Atoms are displayed as plain values, while enclosed atoms, that is, depth-1 unit arrays, are shown with an array display.

↗️

    3    # Atom
3
    <3   # Array
┌·   
· 3  
    ┘
    '3'  # Atom
'3'

In addition to numbers and characters, functions, 1-modifiers, and 2-modifiers are atoms. We can see this by converting one to a subject role and checking its depth.

↗️

    Plus ← +
    ≡ plus
0

The primitives that return a single number, like Rank (=), Length (≠), and Match (≡), give it as an atom, not an array.

↗️

    ≡ "abc"
1
    ≡ ≡ "abc"  # The result was an atom
0

Transposing no axes of an array wouldn't do anything. But because Transpose expects its right argument to be an array, it converts an atom to an array.

↗️

    ⟨⟩ ⍉ 3
┌·   
· 3  
    ┘

Building arrays

Arrays in BQN, like nearly all data structures in modern programming languages, are an inductive type. That means that an array can be constructed from existing values, but can't contain itself (including recursively: an array always has finite depth). To construct the type of all BQN values inductively, we would say that atoms form the base case, and arrays are an inductive case: an array is a shaped collection of existing BQN values. For an array programmer, this is of course the easy part.

Versus the nested array model

The nested array model of NARS, APL2, Dyalog, and GNU APL can be constructed from the based model by adding a rule: a unit (or "scalar" in APL) array containing an atom is equivalent to that atom. The equivalents of atoms in nested array theory are thus called "simple scalars", and they are considered arrays but share the characteristics of BQN atoms. Nested arrays don't form an inductive type, because simple scalars contain themselves.

Nested array theory can seem simpler to use, because the programmer never has to worry about simple scalars being enclosed the wrong number of times: all these encloses have been identified with each other. For example, 'abcd'[2] returns a character while BQN's 2⊏"abcd" returns an array containing a character. However, these issues usually still appear with more complex arrays: 'ab' 1 'ef'[2] (here spaces are used for stranding) is not a string but an enclosed string!

A property that might warn about dangerous issues like this is that nested array theory tends to create inversions where the depth of a particular array depends on its rank (reversing the normal hierarchy of depth→rank→shape). A 1-character string has depth 1, but when its rank is reduced to 0, its depth is reduced as well.

In some cases nested array theory can remove a depth issue entirely, and not just partially. Most notable is the search function result depth issue, in which it's impossible for a search function in BQN to return an atomic number because it always returns an array. Nested array theory doesn't have this issue since a scalar number is "just a number", and more complicated arrays can't cause problems because a search function's result is always a numeric array.

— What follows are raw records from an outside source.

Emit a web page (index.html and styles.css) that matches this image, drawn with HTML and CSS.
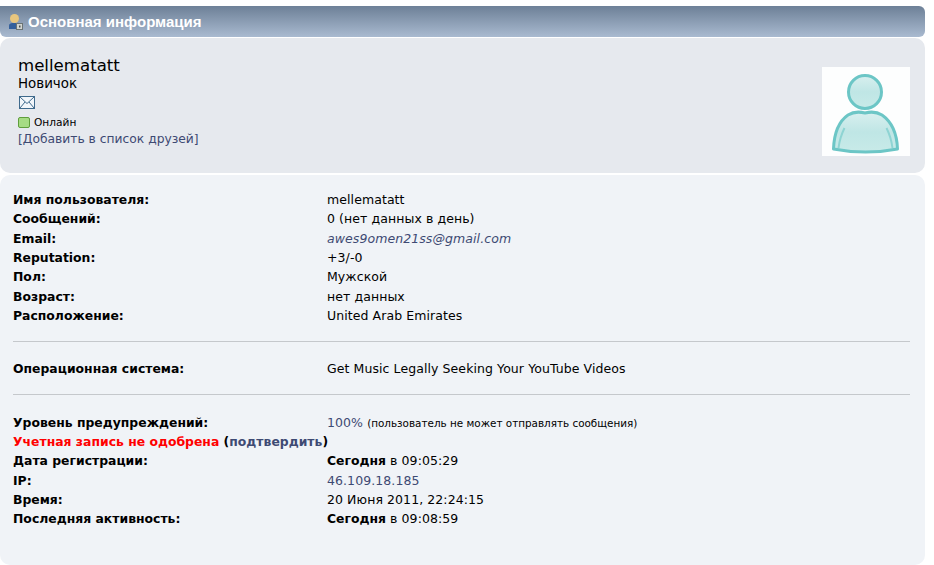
FILE: index.html
```html
<!DOCTYPE html>
<html lang="ru">
<head>
<meta charset="utf-8">
<title>Основная информация</title>
<link rel="stylesheet" href="styles.css">
</head>
<body>
<div class="page">
  <h1 class="titlebar">
    <svg class="title-icon" width="16" height="16" viewBox="0 0 16 16">
      <ellipse cx="6.500" cy="4.500" rx="4.500" ry="4.500" fill="#e8c67e"/>
      <path d="M1 15V11.500C1 9.500 3 9 6.500 9S11 9.500 11 11.500V15Z" fill="#34609c"/>
      <rect x="8.500" y="9.500" width="6" height="6" fill="#d2d5d0" stroke="#6b7474"/>
      <rect x="11" y="11.500" width="1.500" height="2" fill="#4a5252"/>
    </svg>
    Основная информация
  </h1>
  <section class="card card-top">
    <div class="who">
      <div class="name">mellematatt</div>
      <div class="rank">Новичок</div>
      <svg class="mail" width="16" height="13" viewBox="0 0 16 13">
        <rect x="0.500" y="0.500" width="15" height="12" fill="#f2f6fa" stroke="#3f6a8c"/>
        <path d="M1 1L8 7.500L15 1M1 12L6 6M15 12L10 6" fill="none" stroke="#3f6a8c"/>
      </svg>
      <div class="status"><span class="dot"></span>Онлайн</div>
      <a class="friend" href="#">[Добавить в список друзей]</a>
    </div>
    <div class="avatar">
      <svg width="88" height="89" viewBox="0 0 88 89">
        <defs>
          <linearGradient id="fill" x1="0" y1="0" x2="0" y2="1">
            <stop offset="0" stop-color="#d8efef"/>
            <stop offset="0.500" stop-color="#bfe6e5"/>
            <stop offset="1" stop-color="#c8eae8"/>
          </linearGradient>
        </defs>
        <circle cx="43" cy="25" r="16.500" fill="url(#fill)" stroke="#6cc6c6" stroke-width="3"/>
        <path d="M11.500 82C12 68 16 55 26 48C30 45.500 37 44.500 43 46C49 44.500 56 45.500 60 48C70 55 75 68 75.500 82C55 86 32 86 11.500 82Z" fill="url(#fill)" stroke="#6cc6c6" stroke-width="3" stroke-linejoin="round"/>
        <path d="M16.500 81C17.500 73 19.500 67 22.500 61M70.500 81C69.500 73 67.500 67 64.500 61" fill="none" stroke="#8ed4d3" stroke-width="2"/>
      </svg>
    </div>
  </section>
  <section class="card card-info">
    <dl class="rows">
      <dt>Имя пользователя:</dt><dd>mellematatt</dd>
      <dt>Сообщений:</dt><dd>0 (нет данных в день)</dd>
      <dt>Email:</dt><dd><a class="mailto" href="#">awes9omen21ss@gmail.com</a></dd>
      <dt>Reputation:</dt><dd>+3/-0</dd>
      <dt>Пол:</dt><dd>Мужской</dd>
      <dt>Возраст:</dt><dd>нет данных</dd>
      <dt>Расположение:</dt><dd>United Arab Emirates</dd>
    </dl>
    <hr class="rule">
    <dl class="rows">
      <dt>Операционная система:</dt><dd>Get Music Legally Seeking Your YouTube Videos</dd>
    </dl>
    <hr class="rule rule-second">
    <dl class="rows">
      <dt>Уровень предупреждений:</dt><dd><a class="link" href="#">100%</a> <small class="note">(пользователь не может отправлять сообщения)</small></dd>
      <div class="full"><span class="alert">Учетная запись не одобрена</span> (<a class="link" href="#">подтвердить</a>)</div>
      <dt>Дата регистрации:</dt><dd><b>Сегодня</b> в 09:05:29</dd>
      <dt>IP:</dt><dd><a class="link" href="#">46.109.18.185</a></dd>
      <dt>Время:</dt><dd>20 Июня 2011, 22:24:15</dd>
      <dt>Последняя активность:</dt><dd><b>Сегодня</b> в 09:08:59</dd>
    </dl>
  </section>
</div>
</body>
</html>
```
FILE: styles.css
```css
* { box-sizing: border-box; }
html, body { margin: 0; padding: 0; background: #fff; }
body {
  height: 565px;
  overflow: hidden;
  font-family: "DejaVu Sans", Verdana, sans-serif;
  font-size: 12.500px;
  letter-spacing: 0.080px;
  color: #000;
}
a { text-decoration: none; }
.page {
  width: 925px;
  padding-top: 6px;
  display: flex;
  flex-direction: column;
  height: 565px;
}
.titlebar {
  margin: 0;
  height: 31px;
  padding: 0 0 0 8px;
  display: flex;
  align-items: center;
  gap: 4px;
  font: bold 15px "Liberation Sans", Arial, sans-serif;
  letter-spacing: 0;
  color: #fff;
  background: linear-gradient(#6d8097, #a9bad0);
  border-radius: 0 6px 6px 6px;
}
.title-icon { flex: none; }
.card { border-radius: 10px; }
.card-top {
  margin-top: 1px;
  height: 135px;
  padding: 18px 15px 0 18px;
  background: #e6e9ee;
  display: flex;
  justify-content: space-between;
  align-items: flex-start;
}
.who { display: flex; flex-direction: column; align-items: flex-start; }
.name { font-size: 16.600px; letter-spacing: 0; line-height: 20px; }
.rank { font-size: 13.400px; letter-spacing: 0; line-height: 16px; }
.mail { margin: 4px 0 0 1px; }
.status {
  display: flex;
  align-items: center;
  gap: 4px;
  font-size: 10.600px;
  letter-spacing: 0;
  line-height: 14px;
  margin-top: 6px;
}
.dot {
  width: 12px;
  height: 11px;
  background: #a6dc84;
  border: 1px solid #5f9e3c;
  border-radius: 2px;
}
.friend { font-size: 12.300px; letter-spacing: 0; line-height: 20px; color: #3e4a73; }
.avatar { margin-top: 11px; width: 88px; height: 89px; background: #fdfefe; }
.avatar svg { display: block; }
.card-info {
  margin-top: 2px;
  flex: 1;
  padding: 15px 15px 0 13px;
  background: #f0f3f7;
}
.rows {
  margin: 0;
  display: grid;
  grid-template-columns: 314px 1fr;
  grid-auto-rows: 19.330px;
  line-height: 19.330px;
}
dt { font-size: 12.400px; font-weight: bold; letter-spacing: 0; }
dd { margin: 0; }
.full { grid-column: 1 / -1; font-size: 12.400px; font-weight: bold; letter-spacing: 0; }
dd b { font-size: 12.400px; letter-spacing: 0; }
.alert { color: #f00; }
.link { color: #3e4a73; }
.mailto { color: #3e4a73; font-style: italic; }
.note { font-size: 10.400px; letter-spacing: 0; }
.rule {
  margin: 16px 0 17px;
  border: 0;
  border-top: 1px solid #c5c8cc;
  height: 0;
}
.rule-second { margin: 15px 0 18px; }
```
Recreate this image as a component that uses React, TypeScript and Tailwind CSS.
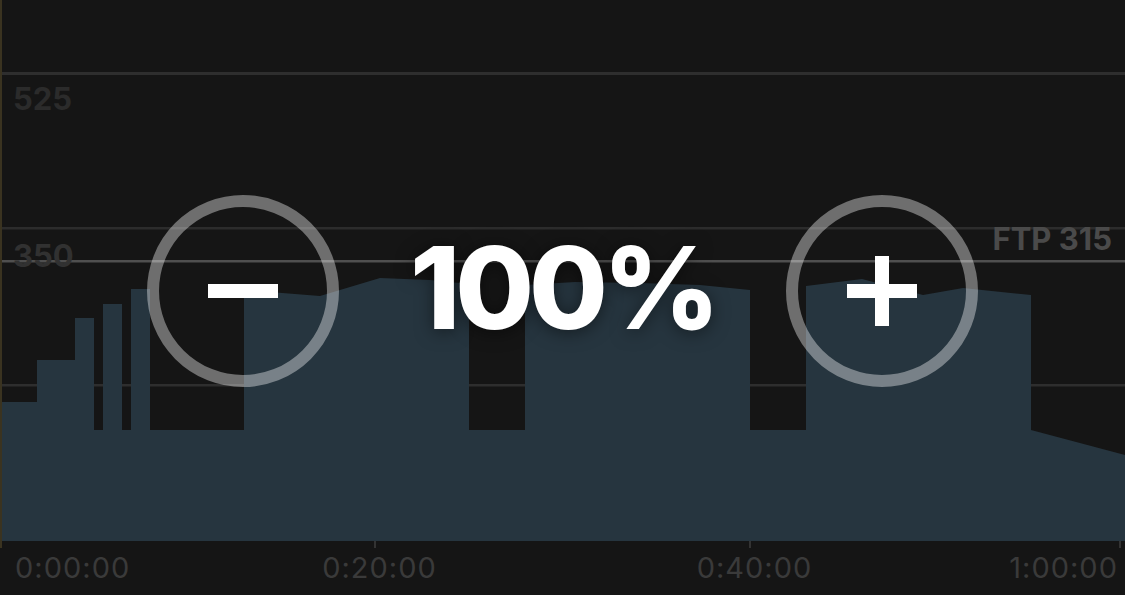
import React from 'react';

const font = { fontFamily: 'Inter, "Noto Sans", sans-serif' };

// workout power profile, in page coordinates (1125 wide, base at 541)
const profile = [
  [2, 541], [2, 402], [37, 402], [37, 360], [75, 360], [75, 318], [94, 318], [94, 430],
  [103, 430], [103, 304], [122, 304], [122, 430], [131, 430], [131, 289], [150, 289], [150, 430],
  [244, 430], [244, 290], [320, 296], [380, 278], [430, 280], [469, 284], [469, 430],
  [525, 430], [525, 285], [575, 282], [640, 283], [700, 285], [750, 290], [750, 430],
  [806, 430], [806, 286], [862, 279], [923, 295], [963, 288], [1031, 295], [1031, 430],
  [1125, 455], [1125, 541],
];

function Chart() {
  return (
    <svg width={1125} height={548} viewBox="0 0 1125 548" className="block">
      <rect x={0} y={72} width={1125} height={3} fill="#2e2e2e" />
      <rect x={0} y={227} width={1125} height={2.5} fill="#2c2c2c" />
      <rect x={0} y={384} width={1125} height={2.5} fill="#2e2e2e" />
      <polygon points={profile.map(p => p.join(',')).join(' ')} fill="#26353f" />
      <rect x={0} y={260} width={1125} height={2.5} fill="#4f4f4f" />
      <rect x={374} y={541} width={2} height={7} fill="#333" />
      <rect x={749} y={541} width={2} height={7} fill="#333" />
      <rect x={1119} y={541} width={2} height={7} fill="#333" />
      <rect x={0} y={0} width={2} height={548} fill="#3a3320" />
    </svg>
  );
}

function RoundButton({ plus }: { plus?: boolean }) {
  return (
    <button className="relative flex h-[192px] w-[192px] items-center justify-center rounded-full border-[12px] border-white/[0.38]">
      <span className="absolute h-[14px] w-[70px] bg-white" />
      {plus && <span className="absolute h-[70px] w-[14px] bg-white" />}
    </button>
  );
}

export default function App() {
  return (
    <div className="relative h-[595px] w-[1125px] overflow-hidden bg-[#151515]" style={font}>
      <div className="relative">
        <Chart />
        <span className="absolute left-[13px] top-[83px] text-[31px] font-bold leading-none text-[#2b2b2b]">525</span>
        <span className="absolute left-[13px] top-[240px] text-[31px] font-bold leading-none text-[#313131]">350</span>
        <span className="absolute right-[13px] top-[223px] text-[31px] font-bold leading-none text-[#4a4a4a]">FTP 315</span>

        <div className="absolute inset-x-0 top-[195px] flex items-center justify-center">
          <RoundButton />
          <div className="w-[447px] pb-[6px] text-center text-[114px] font-extrabold leading-none tracking-[-0.045em] text-white [text-shadow:0_2px_18px_rgba(0,0,0,0.5)]">
            100%
          </div>
          <RoundButton plus />
        </div>
      </div>

      <div className="grid grid-cols-[188px_375px_375px_187px] pt-[5px] text-[29px] leading-none tracking-[0.035em] text-[#3a3a3a]">
        <span className="pl-[15px]">0:00:00</span>
        <span className="pl-[8px] text-center">0:20:00</span>
        <span className="pl-[8px] text-center">0:40:00</span>
        <span className="pr-[7px] text-right">1:00:00</span>
      </div>
    </div>
  );
}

The other half of the problem, about the non-principal argument depth, is only partly hidden, and causes problems for example when searching for a single string out of a list of strings.

Versus the boxed array model

The boxed array model of SHARP APL, A+, and J is an inductive system like BQN's. But this model uses arrays as the base case: numeric and character arrays are the simplest kind of data allowed, and "a number" means a rank-0 numeric array. The inductive step is the array of boxes; as with numbers "a box" is simply a rank-0 array of boxes.

Numeric and character arrays in this system have depth 0. In general these correspond to arrays of depth 1 in BQN, but because there's no lower depth they are also used where BQN atoms would appear. For example, both Shape ($) and Length (#) return depth-0 results in J. For an array a with rank at least 1, the length #a is exactly [/ $ a, while the identical BQN code ⊣˝ ≢ a returns not ≠ a but < ≠ a. Like the nested model, the boxed model can hide depth issues that occur at lower depths but generally reveals them at higher depths.

The boundary at depth 0 will tend to cause inconsistencies and confusion in any array language, and boxed array languages push this boundary up a level. This leads to the programmer spending more effort managing boxes: for example, to reverse each list in a list of lists, the programmer can use reverse under open, |. &. >. But to find the lengths of each of these lists, # &. > would yield a boxed list, which is usually not wanted, so # @ > is needed instead. BQN shows that a system that doesn't require these distinctions is possible, as a BQN programmer would use ⌽¨ and ≠¨.